As of Tuesday, the West Bank and Gaza had 27,363 coronavirus cases, with 190 confirmed deaths, according to the Johns Hopkins University in the US.

Kozul-Wright said the economic situation had worsened due to the international community’s failure to execute the promise of a two-state solution that had been agreed to back in 1974.

“So, we’re talking almost 50 years in which we’ve been struggling for a two-state solution. And I think it’s fair to say that we are further behind in reaching that solution than we’ve ever been,” he said.

High poverty and unemployment rates had persisted, and GDP per capita declined for the third consecutive year as the Palestinian economy continued to slide in 2019 and the first half of 2020, the report said.

The fiscal situation weighed heavily on the economy and constrained GDP growth, even as the impact of the financial loss to occupation has been compounded by the substantial decline in donor support to the Palestinian government.

Donor budget support fell from a high 32 per cent of GDP in 2008 to 3.5 per cent in 2019.

The growth in 2018, even before COVID-19, for the occupied Palestinian territory was less than 1 per cent.

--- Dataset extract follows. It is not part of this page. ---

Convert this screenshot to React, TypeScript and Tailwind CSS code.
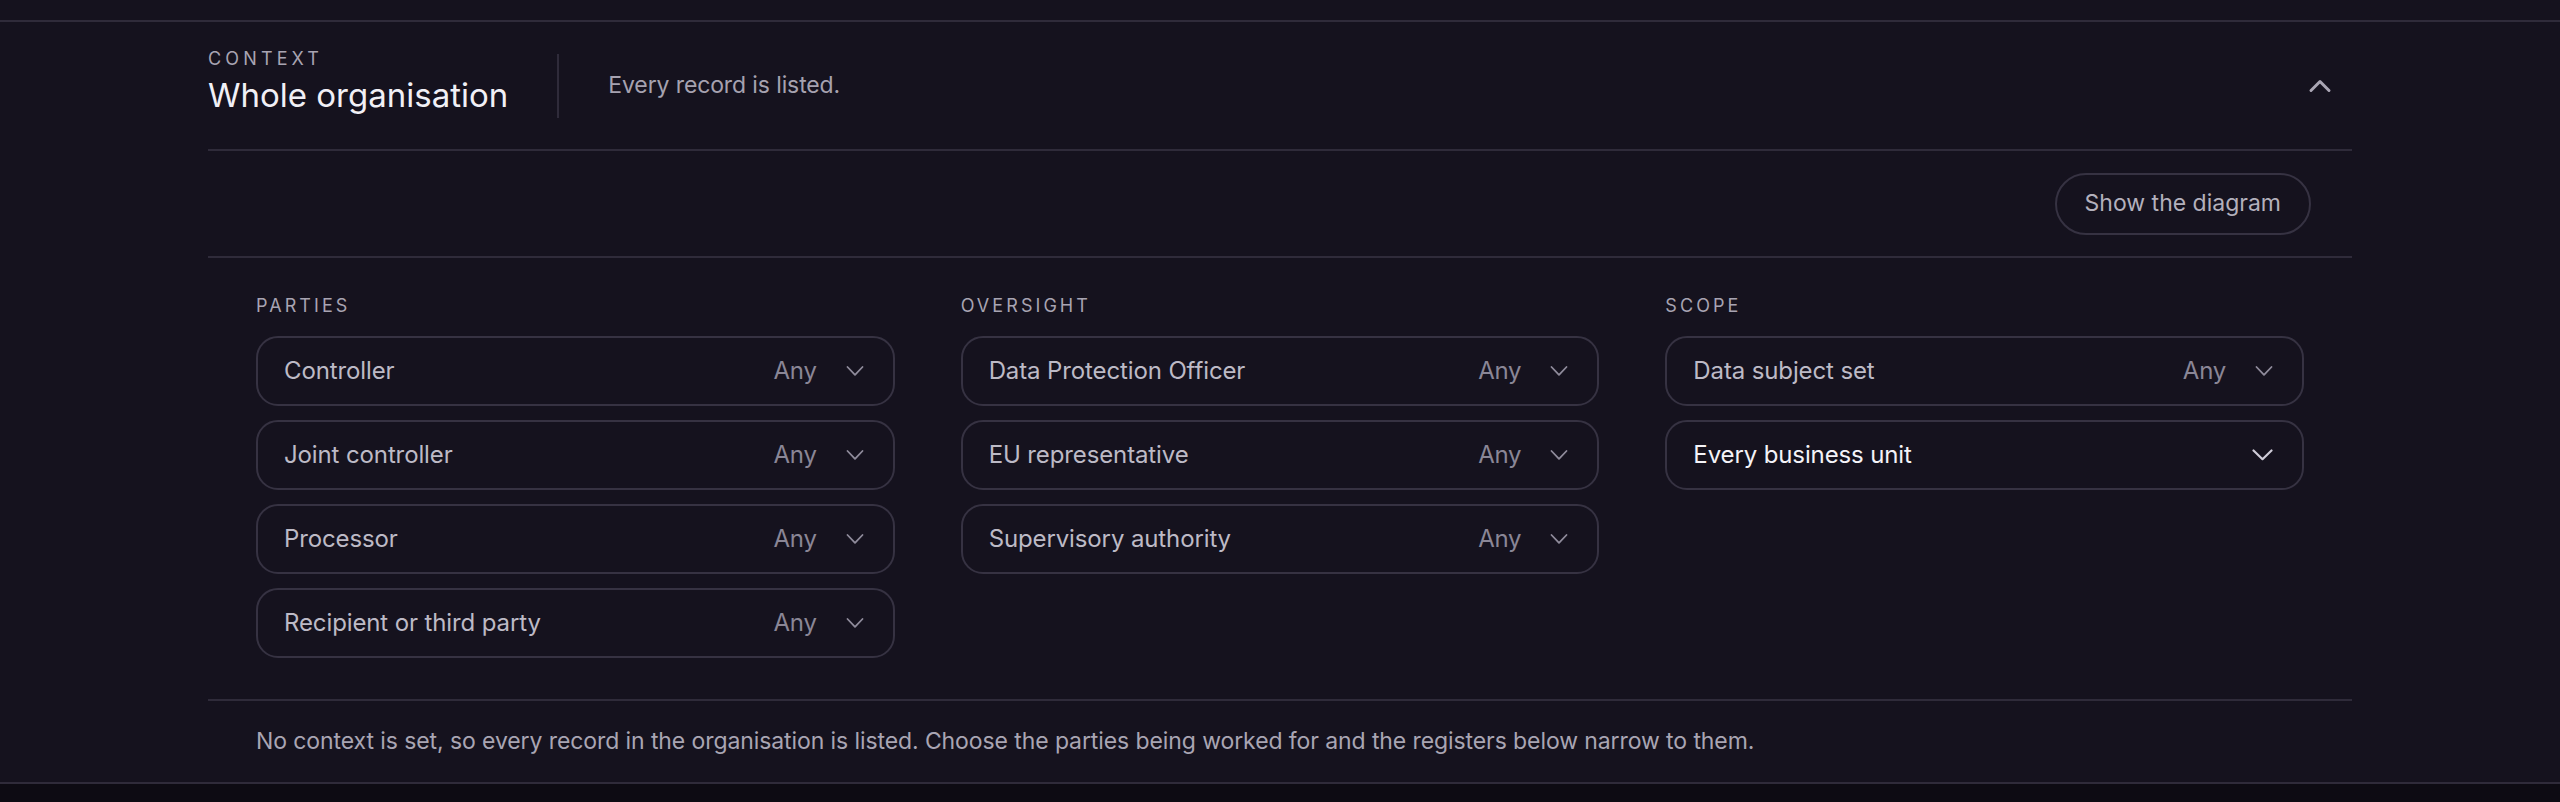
import React from "react";

type Filter = {
  label: string;
  value?: string;
  active?: boolean;
};

const groups: { title: string; items: Filter[] }[] = [
  {
    title: "Parties",
    items: [
      { label: "Controller", value: "Any" },
      { label: "Joint controller", value: "Any" },
      { label: "Processor", value: "Any" },
      { label: "Recipient or third party", value: "Any" },
    ],
  },
  {
    title: "Oversight",
    items: [
      { label: "Data Protection Officer", value: "Any" },
      { label: "EU representative", value: "Any" },
      { label: "Supervisory authority", value: "Any" },
    ],
  },
  {
    title: "Scope",
    items: [
      { label: "Data subject set", value: "Any" },
      { label: "Every business unit", active: true },
    ],
  },
];

const ChevronDown = ({ bright }: { bright?: boolean }) =>
  bright ? (
    <svg width="21" height="12" viewBox="0 0 21 12" fill="none" className="shrink-0">
      <path d="M1.5 1.5 10.5 10.2 19.5 1.5" stroke="#cfccd8" strokeWidth="2.2" strokeLinecap="round" strokeLinejoin="round" />
    </svg>
  ) : (
    <svg width="18" height="12" viewBox="0 0 18 12" fill="none" className="shrink-0">
      <path d="M1.5 2 9 9.8 16.5 2" stroke="#8f8b9b" strokeWidth="1.8" strokeLinecap="round" strokeLinejoin="round" />
    </svg>
  );

const FilterSelect = ({ item }: { item: Filter }) => (
  <button className="flex h-[70px] w-full items-center rounded-[22px] border-2 border-[#363242] pl-[26px] pr-[29px] text-left">
    <span
      className={
        item.active
          ? "flex-1 text-[24px] tracking-[-0.005em] text-[#f4f3f8]"
          : "flex-1 text-[24px] tracking-[-0.005em] text-[#bdbac6]"
      }
    >
      {item.label}
    </span>
    {item.value && (
      <span className="mr-[29px] text-[24px] tracking-[-0.01em] text-[#8a8696]">{item.value}</span>
    )}
    <ChevronDown bright={item.active} />
  </button>
);

export default function App() {
  return (
    <div className="min-h-screen bg-[#0d0b13] font-['Inter','Noto_Sans',sans-serif]">
      <div className="bg-[#15121e] pt-5">
        <section className="border-y-2 border-[#2f2b3a]">
          <div className="mx-auto w-[2144px]">
            {/* header */}
            <div className="flex h-[129px] items-center border-b-2 border-[#2f2b3a]">
              <div className="pb-[9px]">
                <div className="text-[18px] leading-[24px] tracking-[0.23em] text-[#a8a4b2]">CONTEXT</div>
                <h2 className="mt-1 text-[33px] leading-[40px] text-[#f1f0f6]">Whole organisation</h2>
              </div>
              <div className="mx-[49px] h-[64px] w-[2px] bg-[#2f2b3a]" />
              <p className="flex-1 text-[23px] tracking-[-0.005em] text-[#a6a2b0]">Every record is listed.</p>
              <svg width="36" height="36" viewBox="0 0 24 24" fill="none" className="mr-[14px]">
                <path d="m18 15-6-6-6 6" stroke="#aaa6b4" strokeWidth="2" strokeLinecap="round" strokeLinejoin="round" />
              </svg>
            </div>

            {/* diagram toggle */}
            <div className="flex h-[107px] items-center justify-end border-b-2 border-[#2f2b3a] pr-[41px]">
              <button className="h-[62px] rounded-full border-2 border-[#363242] px-[28px] text-[23px] text-[#b3b0bc]">
                Show the diagram
              </button>
            </div>

            {/* filters */}
            <div className="grid grid-cols-3 gap-x-[66px] border-b-2 border-[#2f2b3a] px-12 pt-[36px] pb-[41px]">
              {groups.map((g) => (
                <div key={g.title}>
                  <div className="mb-[18px] text-[18px] uppercase leading-[24px] tracking-[0.17em] text-[#a8a4b2]">
                    {g.title}
                  </div>
                  <div className="flex flex-col gap-[14px]">
                    {g.items.map((item) => (
                      <FilterSelect key={item.label} item={item} />
                    ))}
                  </div>
                </div>
              ))}
            </div>

            {/* note */}
            <div className="flex h-[81px] items-center px-12">
              <p className="text-[23px] tracking-[-0.004em] text-[#a9a5b3]">
                No context is set, so every record in the organisation is listed. Choose the parties being worked for and
                the registers below narrow to them.
              </p>
            </div>
          </div>
        </section>
      </div>
    </div>
  );
}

It was 0.9 percentage points in the West Bank and 1.5 per cent in Gaza — the lowest since 2012.

The depression-level unemployment rate increased from 31 per cent in 2018 to 33 per cent in 2019, while the poverty level rose from 25.8 per cent to 29.2 per cent between 2011 and 2017 and has since worsened.

In Gaza, 80 per cent of the population depends on unstable international assistance, lacking food security, hygiene resources, health care, electricity and safe drinking water.

At the press conference, Mahmoud Elkhafif, the UNCTAD’s coordinator for assistance to the Palestinian people, spoke of the impact of Israeli settlements on Palestinians, noting that in 2018, there were 150 settlements in the West Bank and 128 outposts or settlements in the making.

“According to the UN Security Resolution 2334 of December 2016 and 476 of 1980, Israeli settlements in the Palestinian land have no legal validity. And they constitute a flagrant violation of international law,” said Elkhafif.

He added that this was exacerbated by the fact that Palestinians could not get permits to build on their own land.

“But, in addition to that, in 2018, Israel demolished or seized 622 Palestinian structures in the West Bank,” he said, also noting “settlers’ violence” against Palestinians.